Fun and games on phones gets serious

Bay Area entrepreneurs bring mobile content to burgeoning market

Any casual glance at teens at a Muni stop or workers at a coffee shop shows that more and more people are using their mobile phones for fun that goes beyond chatting. And from Silicon Valley to San Francisco, firms are starting up and lining up to be the ones behind the action.

“I went to CTIA (Cellular Telecommunications & Internet Association conference) a few months ago. I saw an awful lot of stuff there. It was really exciting. The phone is becoming the new Game Boy,” said Paul DeBeasi, a senior analyst with the Burton Group. “Basically, there’s just an explosion of new applications, really on the consumer side.”

Add-on applications for mobile phones are nothing new as the world market for phones has increased to 1.4 billion subscribers over the past decade, according to the Mobile Marketing Association.

But for years, entrepreneurs and analysts said, United States phone users have lagged behind their European and Asian counterparts in text messaging, game playing, marketing and other applications that use more of a phone’s capabilities beyond simple voice calls.

As that’s begun to change, firms in the Bay Area and elsewhere are hoping to cash in with everything from basics like ring tones and onscreen wallpaper to more creative offerings. Local venture capital investment has followed, after what some entrepreneurs perceive as a delay during the first round of mobile application startups during the dot-com era.

“I think it was early. There have been quite a number of failures in this space. I think the market shifts in the last year and what’s happening in the next year or two have made it a very interesting market. The Valley’s been waiting,” Sam Jadallah, a general partner with Mohr, Davidow Ventures on Menlo Park’s Sand Hill Road said.

Limiting factors in the past were the still-emerging technology of the phones and the willingness of carriers to play nice and make their platforms accessible to third-party firms, industry observers said. Now, hoping to get the best applications on their phones and standing to profit from a cut of the costs of downloadable features, those companies are increasingly encouraging these new firms, Jadallah and Gartner Research VP Mike McGuire said.

What’s emerging is a market similar to the start of the dot-com days but more restrained in scope, since cooperation with Verizon Communications Inc. (VZ), Cingular Wireless and the like is still part of entry, analysts said. By now, the area’s familiar with the pattern to come: much innovation, a few great successes, and many failures.

“What I do believe is going to happen here, and which doesn’t happen in every industry, is that you will see new brands created around mobile content,” Azure Capital venture partner David Limp said.

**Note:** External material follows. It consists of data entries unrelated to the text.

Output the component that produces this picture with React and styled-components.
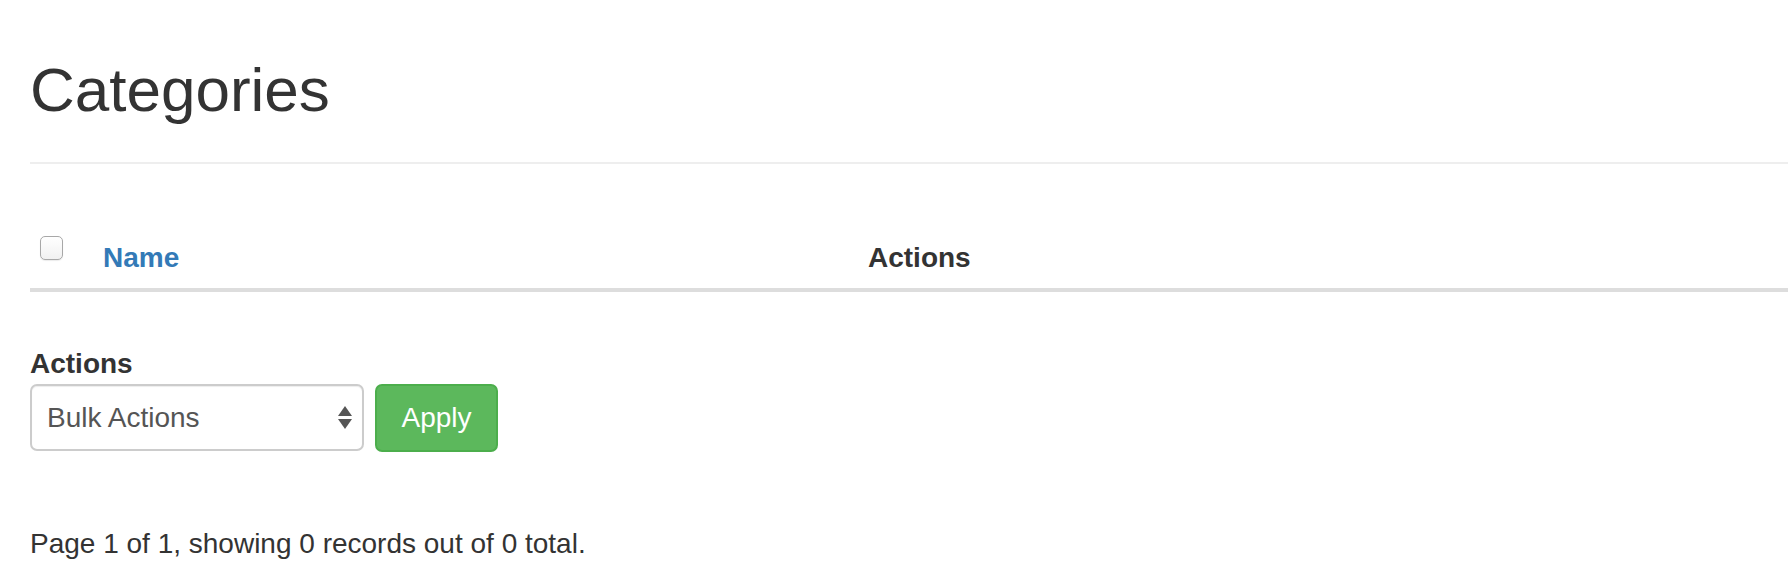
import React from 'react';
import styled, { createGlobalStyle } from 'styled-components';

const GlobalStyle = createGlobalStyle`
  *, *::before, *::after {
    box-sizing: border-box;
  }
  body {
    margin: 0;
    background: #fff;
    color: #333;
    font-family: "Liberation Sans", Arial, sans-serif;
    font-size: 28px;
  }
`;

const Page = styled.div`
  padding: 55px 0 0 30px;
`;

const PageHeader = styled.div`
  padding-bottom: 37px;
  border-bottom: 2px solid #eee;
`;

const Title = styled.h1`
  margin: 0;
  font-size: 62px;
  line-height: 70px;
  font-weight: normal;
  color: #333;
`;

const Table = styled.table`
  width: 100%;
  margin-top: 60px;
  border-collapse: separate;
  border-spacing: 0;
  table-layout: fixed;
`;

const Th = styled.th`
  width: ${p => (p.$width ? `${p.$width}px` : 'auto')};
  padding: ${p => (p.$check ? '12px 0 10px 10px' : '14px 14px 10px')};
  vertical-align: ${p => (p.$check ? 'top' : 'bottom')};
  text-align: left;
  font-size: 28px;
  line-height: 40px;
  font-weight: bold;
  color: #333;
  border-bottom: 4px solid #ddd;
`;

const SortLink = styled.a`
  color: #337ab7;
  text-decoration: none;
`;

const Checkbox = styled.span`
  display: block;
  width: 23px;
  height: 24px;
  border: 1.5px solid #a8a8a8;
  border-radius: 5px;
  background: linear-gradient(#fff, #f1f1f1);
  box-shadow: 0 1px 1px rgba(0, 0, 0, 0.08);
`;

const BulkForm = styled.form`
  margin-top: 52px;
`;

const Label = styled.label`
  display: block;
  font-size: 28px;
  line-height: 40px;
  font-weight: bold;
  color: #333;
`;

const Controls = styled.div`
  display: flex;
  align-items: flex-start;
  gap: 11px;
`;

const Select = styled.div`
  display: flex;
  align-items: center;
  justify-content: space-between;
  width: 334px;
  height: 67px;
  padding: 0 10px 0 15px;
  border: 2px solid #ccc;
  border-radius: 7px;
  background: #fff;
  box-shadow: inset 0 1px 1px rgba(0, 0, 0, 0.075);
  color: #555;
  font-size: 28px;
`;

const Arrows = styled.svg`
  width: 14px;
  height: 23px;
  fill: #555;
`;

const Button = styled.button`
  width: 123px;
  height: 68px;
  padding: 0;
  border: 2px solid #4cae4c;
  border-radius: 7px;
  background: #5cb85c;
  color: #fff;
  font-family: inherit;
  font-size: 28px;
  cursor: pointer;
`;

const Summary = styled.p`
  margin: 72px 0 0;
  font-size: 28px;
  line-height: 40px;
  color: #333;
`;

const App = () => (
  <Page>
    <GlobalStyle />
    <PageHeader>
      <Title>Categories</Title>
    </PageHeader>

    <Table>
      <thead>
        <tr>
          <Th $check $width={59}>
            <Checkbox />
          </Th>
          <Th $width={765}>
            <SortLink href="#">Name</SortLink>
          </Th>
          <Th>Actions</Th>
        </tr>
      </thead>
    </Table>

    <BulkForm onSubmit={e => e.preventDefault()}>
      <Label>Actions</Label>
      <Controls>
        <Select>
          <span>Bulk Actions</span>
          <Arrows viewBox="0 0 14 23">
            <polygon points="7,0 14,10 0,10" />
            <polygon points="0,13 14,13 7,23" />
          </Arrows>
        </Select>
        <Button type="submit">Apply</Button>
      </Controls>
    </BulkForm>

    <Summary>Page 1 of 1, showing 0 records out of 0 total.</Summary>
  </Page>
);

export default App;
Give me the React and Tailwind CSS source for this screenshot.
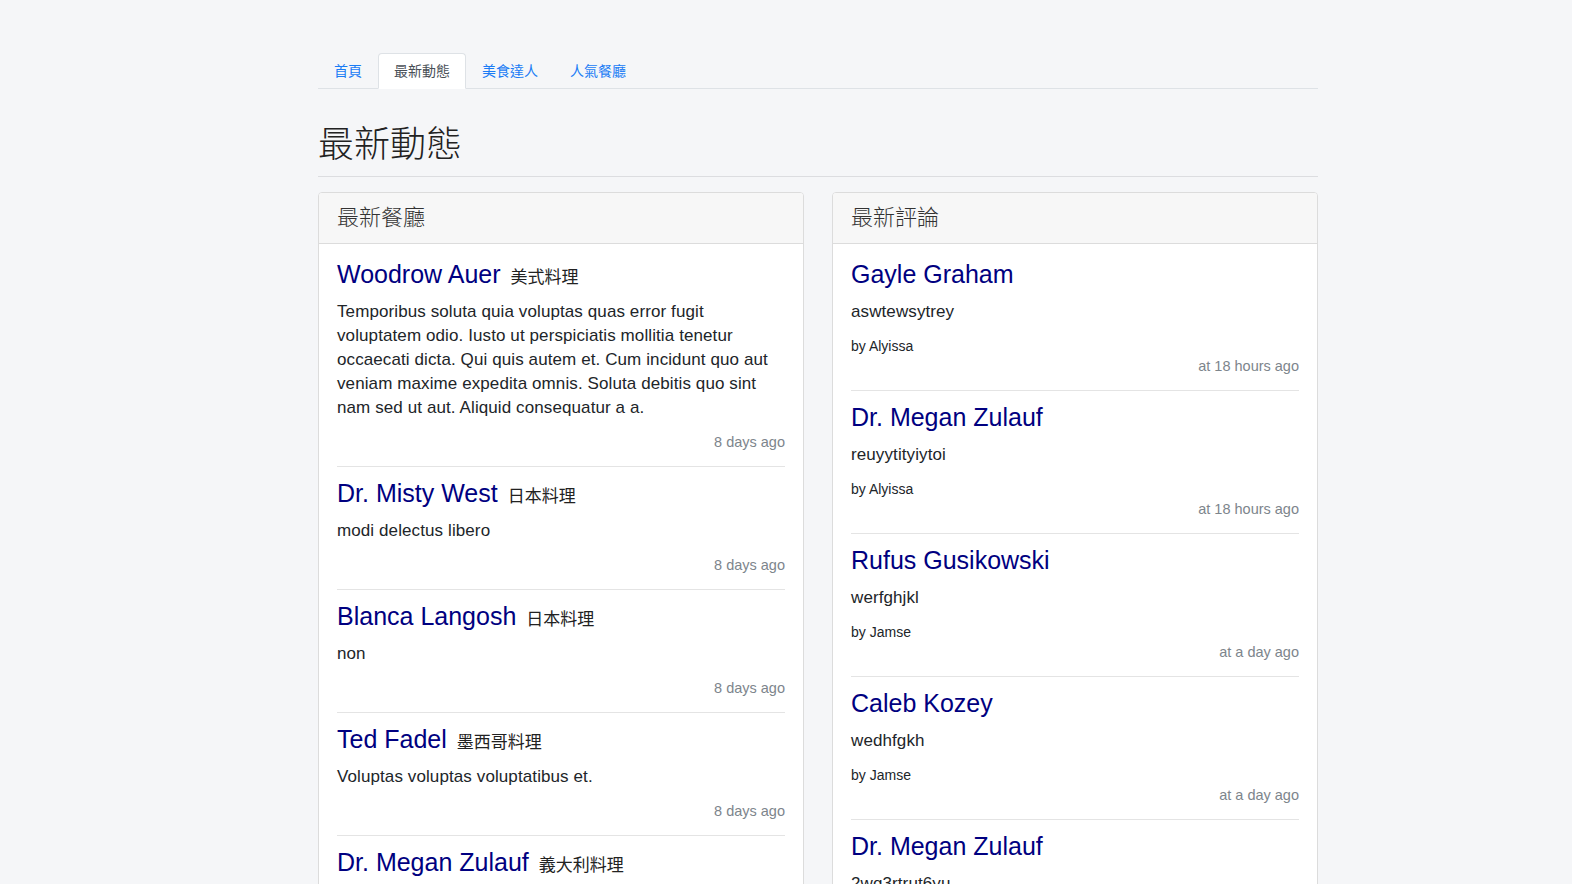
const font = "font-['Liberation_Sans','Noto_Sans_CJK_TC',sans-serif]"

const tabs = [
  { label: '首頁' },
  { label: '最新動態', active: true },
  { label: '美食達人' },
  { label: '人氣餐廳' }
]

const restaurants = [
  {
    name: 'Woodrow Auer',
    category: '美式料理',
    text: 'Temporibus soluta quia voluptas quas error fugit voluptatem odio. Iusto ut perspiciatis mollitia tenetur occaecati dicta. Qui quis autem et. Cum incidunt quo aut veniam maxime expedita omnis. Soluta debitis quo sint nam sed ut aut. Aliquid consequatur a a.',
    time: '8 days ago'
  },
  { name: 'Dr. Misty West', category: '日本料理', text: 'modi delectus libero', time: '8 days ago' },
  { name: 'Blanca Langosh', category: '日本料理', text: 'non', time: '8 days ago' },
  { name: 'Ted Fadel', category: '墨西哥料理', text: 'Voluptas voluptas voluptatibus et.', time: '8 days ago' },
  { name: 'Dr. Megan Zulauf', category: '義大利料理', text: 'Et aut quia rerum.', time: '8 days ago' }
]

const comments = [
  { name: 'Gayle Graham', text: 'aswtewsytrey', user: 'Alyissa', time: 'at 18 hours ago' },
  { name: 'Dr. Megan Zulauf', text: 'reuyytityiytoi', user: 'Alyissa', time: 'at 18 hours ago' },
  { name: 'Rufus Gusikowski', text: 'werfghjkl', user: 'Jamse', time: 'at a day ago' },
  { name: 'Caleb Kozey', text: 'wedhfgkh', user: 'Jamse', time: 'at a day ago' },
  { name: 'Dr. Megan Zulauf', text: '2wq3rtrut6yu', user: 'Jamse', time: 'at a day ago' }
]

function Card({ title, children }) {
  return (
    <div className="w-[486px] bg-white border border-[#dcdcdc] rounded-[4px] overflow-hidden self-start">
      <div className="h-[51px] bg-[#f7f7f7] border-b border-[#dcdcdc] px-[18px] pb-[2px] flex items-center text-[22px] font-light text-[#333]">
        {title}
      </div>
      <div className="px-[18px] pt-[4px]">{children}</div>
    </div>
  )
}

export default function App() {
  return (
    <div className={`min-h-screen bg-[#f5f6f8] ${font} text-[#212529]`}>
      <div className="ml-[318px] w-[1000px] pt-[53px]">
        {/* Tabs */}
        <div className="flex border-b border-[#dee2e6]">
          {tabs.map(t => (
            <div
              key={t.label}
              className={`h-[36px] px-[15px] pt-[1px] flex items-center text-[14px] -mb-px rounded-t-[4px] border ${
                t.active
                  ? 'bg-white border-[#dee2e6] border-b-white text-[#495057]'
                  : 'border-transparent text-[#1a7cf5]'
              }`}
            >
              {t.label}
            </div>
          ))}
        </div>

        <h1 className="mt-[35px] pb-[10px] border-b border-[#dcdde0] text-[36px] leading-[42px] font-light text-[#222]">最新動態</h1>

        <div className="mt-[15px] flex gap-[28px]">
          <Card title="最新餐廳">
            {restaurants.map((r, i) => (
              <div key={i} className="pt-3 pb-[14px] border-b border-[#e4e4e4]">
                <div className="flex items-baseline h-[28px] leading-[28px]">
                  <span className="text-[25px] text-[#000080]">{r.name}</span>
                  <span className="ml-[10px] text-[17px] text-[#222]">{r.category}</span>
                </div>
                <p className="mt-[12px] text-[17px] tracking-[0.1px] leading-[24px]">{r.text}</p>
                <div className="mt-[12px] text-right text-[14.5px] leading-[20px] text-[#7d858c]">{r.time}</div>
              </div>
            ))}
          </Card>

          <Card title="最新評論">
            {comments.map((c, i) => (
              <div key={i} className="pt-3 pb-[14px] border-b border-[#e4e4e4]">
                <div className="text-[25px] leading-[28px] text-[#000080]">{c.name}</div>
                <p className="mt-[12px] text-[17px] tracking-[0.1px] leading-[24px]">{c.text}</p>
                <div className="mt-[12px] text-[14px] leading-[20px]">by {c.user}</div>
                <div className="text-right text-[14.5px] leading-[20px] text-[#7d858c]">{c.time}</div>
              </div>
            ))}
          </Card>
        </div>
      </div>
    </div>
  )
}
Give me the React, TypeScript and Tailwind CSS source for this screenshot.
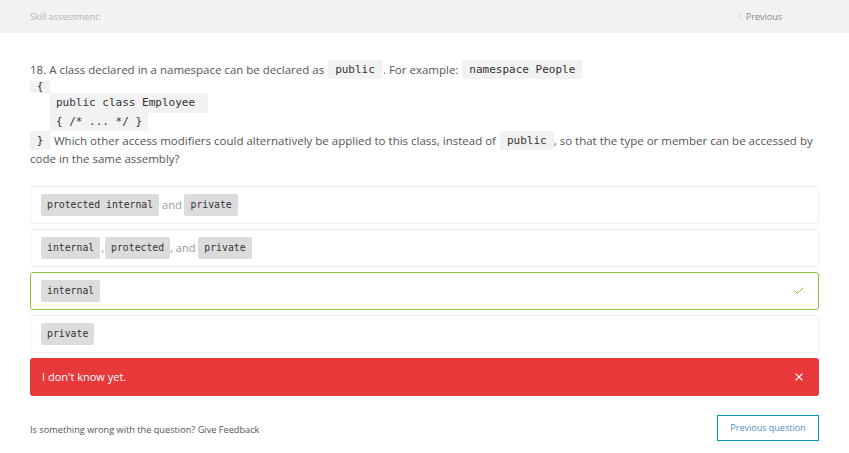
import { Check, X, ChevronLeft } from 'lucide-react'

const sans = "font-['Open_Sans','Noto_Sans',sans-serif]"
const mono = "font-['DejaVu_Sans_Mono',monospace]"

function Code({ children, dark }: { children: React.ReactNode; dark?: boolean }) {
  return (
    <code
      className={`${mono} rounded-[2px] text-[#333] ${dark ? 'bg-[#dcdcdc] text-[9.8px] px-[6px] py-[4px]' : 'bg-[#f2f2f2] text-[11px] px-[7px] py-[3px]'}`}
    >
      {children}
    </code>
  )
}

function Option({ children, correct }: { children: React.ReactNode; correct?: boolean }) {
  return (
    <div
      className={`h-[38px] rounded-[3px] border flex items-center justify-between pl-[10px] pr-[13px] text-[11px] text-[#999] ${correct ? 'border-[#8cc63f]' : 'border-[#efefef]'}`}
    >
      <div className="flex items-center whitespace-pre">{children}</div>
      {correct && <Check size={12} strokeWidth={2} className="text-[#8cc63f]" />}
    </div>
  )
}

export default function App() {
  return (
    <div className={`w-[849px] h-[453px] bg-white ${sans}`}>
      {/* Header */}
      <div className="h-[33px] bg-[#f2f2f2] flex items-center justify-between pl-[30px] pr-[67px]">
        <span className="text-[9px] text-[#b3b3b3]">Skill assessment:</span>
        <span className="flex items-center text-[9px] text-[#888]">
          <ChevronLeft size={13} strokeWidth={1.2} className="text-[#bbb] -mr-[1px]" />
          Previous
        </span>
      </div>

      <div className="px-[30px] pt-[26px]">
        {/* Question */}
        <div className="text-[11.5px] leading-[18px] text-[#555]">
          <div className="h-[21px] flex items-center whitespace-pre">
            18. A class declared in a namespace can be declared as <span className="ml-[1px]"><Code>public</Code></span>
            <span className="ml-[1px]">. For example: </span>
            <span className="ml-[1px]"><Code>namespace People</Code></span>
          </div>
          <div className="h-[13px] flex items-center">
            <code className={`${mono} text-[11px] bg-[#f2f2f2] text-[#333] h-[12px] w-[20px] flex items-center justify-center`}>{'{'}</code>
          </div>
          <div className="h-[20px] pl-[20px] flex items-center">
            <code className={`${mono} text-[11px] bg-[#f2f2f2] text-[#333] h-[20px] pl-[6px] w-[158px] flex items-center whitespace-pre`}>public class Employee</code>
          </div>
          <div className="h-[18px] pl-[20px] flex items-center">
            <code className={`${mono} text-[11px] bg-[#f2f2f2] text-[#333] h-[18px] pl-[6px] w-[98px] flex items-center whitespace-pre`}>{'{ /* ... */ }'}</code>
          </div>
          <div className="h-[19px] flex items-center whitespace-pre">
            <code className={`${mono} text-[11px] bg-[#f2f2f2] text-[#333] h-[19px] w-[20px] flex items-center justify-center`}>{'}'}</code>
            <span className="ml-[1px]"> Which other access modifiers could alternatively be applied to this class, instead of </span>
            <span className="ml-[1px]"><Code>public</Code></span>
            <span>, so that the type or member can be accessed by</span>
          </div>
          <div className="leading-[18px]">code in the same assembly?</div>
        </div>

        {/* Options */}
        <div className="mt-[18px] flex flex-col gap-[5px]">
          <Option>
            <Code dark>protected internal</Code> and <Code dark>private</Code>
          </Option>
          <Option>
            <Code dark>internal</Code><span className="mx-[1px]">,</span><Code dark>protected</Code>, and <Code dark>private</Code>
          </Option>
          <Option correct>
            <Code dark>internal</Code>
          </Option>
          <Option>
            <Code dark>private</Code>
          </Option>
          <div className="h-[38px] rounded-[3px] bg-[#e8393a] flex items-center justify-between pl-[12px] pr-[14px] text-[11px] text-white">
            <span>I don't know yet.</span>
            <X size={12} strokeWidth={2.2} />
          </div>
        </div>

        {/* Footer */}
        <div className="mt-[19px] flex items-center justify-between">
          <span className="text-[9.2px] text-[#555] mt-[3px]">Is something wrong with the question? Give Feedback</span>
          <button className="h-[26px] w-[102px] border border-[#0a8fc4] text-[9px] text-[#4a90c8] bg-white">
            Previous question
          </button>
        </div>
      </div>
    </div>
  )
}
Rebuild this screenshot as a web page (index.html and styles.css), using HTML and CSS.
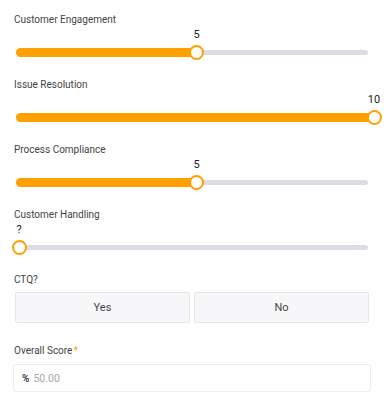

While many point to the technology features of the newest phones as a business driver, two very different companies in Burlingame and San Francisco are hoping success derives in part from an ability to work on nearly every phone in use.

The Burlingame firm, Limbo 41414, offers a text-messaging game in which users strive to be the lowest unique bidder on an item put up for auction by a company marketing itself through the service. An example: Limbo auctioned off a Hummer vehicle for less than $37. The company woos customers by only texting them clues and new auction notifications on request, and doesn’t ping them with outside advertising.

“They shouldn’t feel they have to trade off by joining,” Limbo CEO Jonathon Linner said.

The San Francisco company, Tiny Pictures Inc., offers a way people can immediately send pictures from their camera phone to their friends’ phones and a protected Web site, with no open Web screen for all the world to see.

“It makes that camera useful in a really compelling way,” founder and CEO John Poisson said. “In Radar [the program], I’ve invited my close friends to look at my pictures and vice versa. We don’t have to deal with things like predators. A lot of parents of Radar users … like that sense of security.”